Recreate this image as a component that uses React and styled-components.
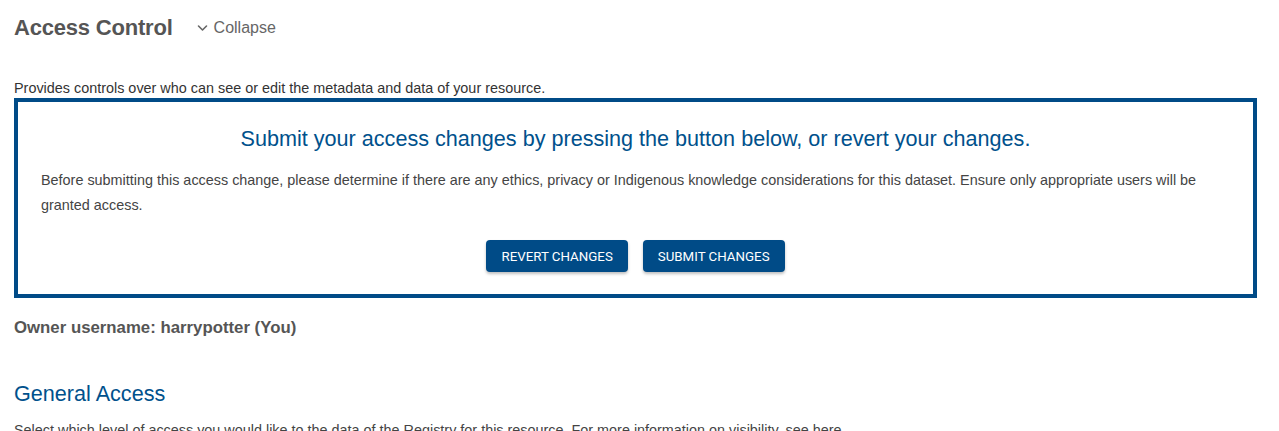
import React from "react";
import styled, { createGlobalStyle } from "styled-components";

const Global = createGlobalStyle`
  html, body { margin: 0; padding: 0; background: #fff; }
  body { font-family: "Liberation Sans", Arial, sans-serif; color: #333; }
  * { box-sizing: border-box; }
`;

const Page = styled.div`
  padding: 14px 22px 0 14px;
  height: 431px;
  overflow: hidden;
`;

const TitleRow = styled.div`
  display: flex;
  align-items: center;
  height: 28px;
`;

const Title = styled.h2`
  margin: 0;
  font-size: 22px;
  font-weight: 700;
  color: #555;
  line-height: 28px;
  letter-spacing: -0.2px;
`;

const CollapseBtn = styled.button`
  display: flex;
  align-items: center;
  gap: 6px;
  margin-left: 24px;
  padding: 0;
  border: 0;
  background: none;
  font-family: "Liberation Sans", Arial, sans-serif;
  font-size: 16px;
  color: #666;
  cursor: pointer;
`;

const Description = styled.p`
  margin: 38px 0 0;
  font-size: 14.4px;
  line-height: 16px;
  color: #333;
`;

const NoticeBox = styled.section`
  margin-top: 2px;
  border: 4px solid #004b87;
  padding: 20px 23px 22px;
  height: 200px;
`;

const NoticeTitle = styled.h3`
  margin: 0;
  text-align: center;
  font-size: 21.6px;
  font-weight: 400;
  color: #00518c;
  line-height: 34px;
`;

const NoticeText = styled.p`
  margin: 12px 0 0;
  font-size: 14.4px;
  line-height: 25px;
  color: #444;
`;

const Actions = styled.div`
  display: flex;
  justify-content: center;
  gap: 15px;
  margin-top: 22px;
`;

const ActionButton = styled.button`
  height: 32px;
  padding: 0 15px;
  border: 0;
  border-radius: 4px;
  background: #004b87;
  color: #fff;
  font-family: Roboto, "Liberation Sans", sans-serif;
  font-size: 13.3px;
  font-weight: 400;
  text-transform: uppercase;
  box-shadow: 0 2px 3px rgba(0, 0, 0, 0.25);
  cursor: pointer;
`;

const Owner = styled.p`
  margin: 20px 0 0;
  font-size: 16.8px;
  font-weight: 700;
  color: #555;
  line-height: 20px;
`;

const SectionTitle = styled.h3`
  margin: 44px 0 0;
  font-size: 21.6px;
  font-weight: 400;
  color: #00518c;
  line-height: 24px;
`;

const SectionText = styled.p`
  margin: 16px 0 0;
  font-size: 14.4px;
  color: #444;
`;

const Chevron = () => (
  <svg width="11" height="8" viewBox="0 0 11 8" fill="none" stroke="#666" strokeWidth="1.6" strokeLinecap="round" strokeLinejoin="round">
    <path d="M1.5 2l4 4 4-4" />
  </svg>
);

export default function App() {
  return (
    <>
      <Global />
      <Page>
        <TitleRow>
          <Title>Access Control</Title>
          <CollapseBtn>
            <Chevron />
            Collapse
          </CollapseBtn>
        </TitleRow>
        <Description>
          Provides controls over who can see or edit the metadata and data of your resource.
        </Description>
        <NoticeBox>
          <NoticeTitle>
            Submit your access changes by pressing the button below, or revert your changes.
          </NoticeTitle>
          <NoticeText>
            Before submitting this access change, please determine if there are any ethics, privacy or Indigenous
            knowledge considerations for this dataset. Ensure only appropriate users will be granted access.
          </NoticeText>
          <Actions>
            <ActionButton>Revert changes</ActionButton>
            <ActionButton>Submit changes</ActionButton>
          </Actions>
        </NoticeBox>
        <Owner>Owner username: harrypotter (You)</Owner>
        <SectionTitle>General Access</SectionTitle>
        <SectionText>
          Select which level of access you would like to the data of the Registry for this resource. For more information on visibility, see here.
        </SectionText>
      </Page>
    </>
  );
}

◆ **Problem to solve**:
Scan the listing above and copy all lines containing the word "this".

◆ **Full solution**:
Recreate this image as a component that uses React and styled-components.
            Before submitting this access change, please determine if there are any ethics, privacy or Indigenous
            knowledge considerations for this dataset. Ensure only appropriate users will be granted access.
          Select which level of access you would like to the data of the Registry for this resource. For more information on visibility, see here.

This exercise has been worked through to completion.